Sp1149 I: Constraints on the Balmer L-sigma Relation for HII Regions in a Spiral Galaxy at Redshift z=1.49 Strongly Lensed by the MACS J1149 Cluster
Hayley Williams, Patrick Kelly, Wenlei Chen, Jose Maria Diego,, Masamune Oguri, Alexei V. Filippenko

TL;DR
This study investigates whether giant HII regions at high redshift follow the same luminosity-velocity dispersion relation as nearby galaxies, using gravitational lensing to analyze a galaxy at z=1.49 and comparing results to low-redshift relations.
Contribution
First measurement of the L-sigma relation for HII regions at z=1.49 using gravitational lensing and multiple spectroscopic data sources, revealing differences from local universe relations.
Findings
HII regions at z=1.49 are brighter than local L-sigma predictions.

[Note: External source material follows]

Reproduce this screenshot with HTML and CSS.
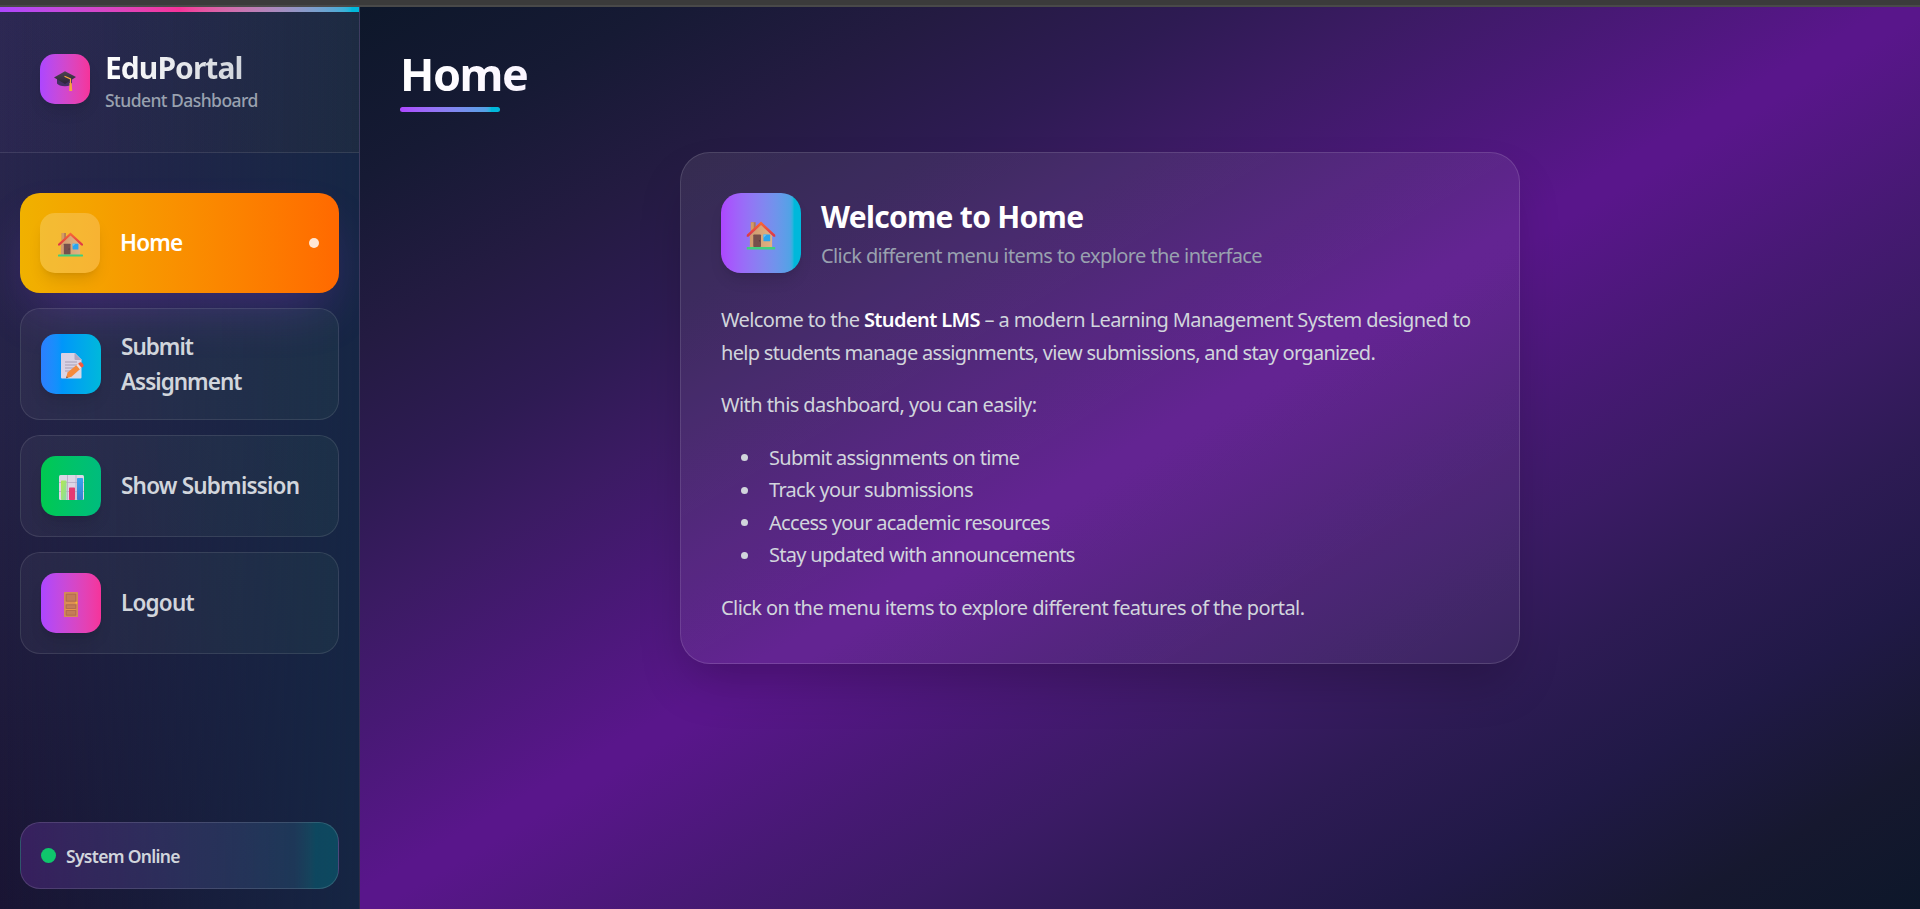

One HII region is significantly more luminous than expected for its velocity dispersion.
HII regions in Sp1149 align with the local star-forming locus on the BPT diagram.
Abstract
The luminosities and velocity dispersions of the extinction-corrected Balmer emission lines of giant HII regions in nearby galaxies exhibit a tight correlation (~0.35 dex scatter). There are few constraints, however, on whether giant HII regions at significant lookback times follow an L-sigma relation, given the angular resolution and sensitivity required to study them individually. We measure the luminosities and velocity dispersions of H-alpha and H-beta emission from 11 HII regions in Sp1149, a spiral galaxy at redshift z=1.49 multiply imaged by the MACS J1149 galaxy cluster. Sp1149 is also the host galaxy of the first-known strongly lensed supernova with resolved images, SN Refsdal. We employ archival Keck-I OSIRIS observations, and newly acquired Keck-I MOSFIRE and Large Binocular Telescope LUCI long-slit spectra of Sp1149. When we use the GLAFIC simply parameterized lens model, we…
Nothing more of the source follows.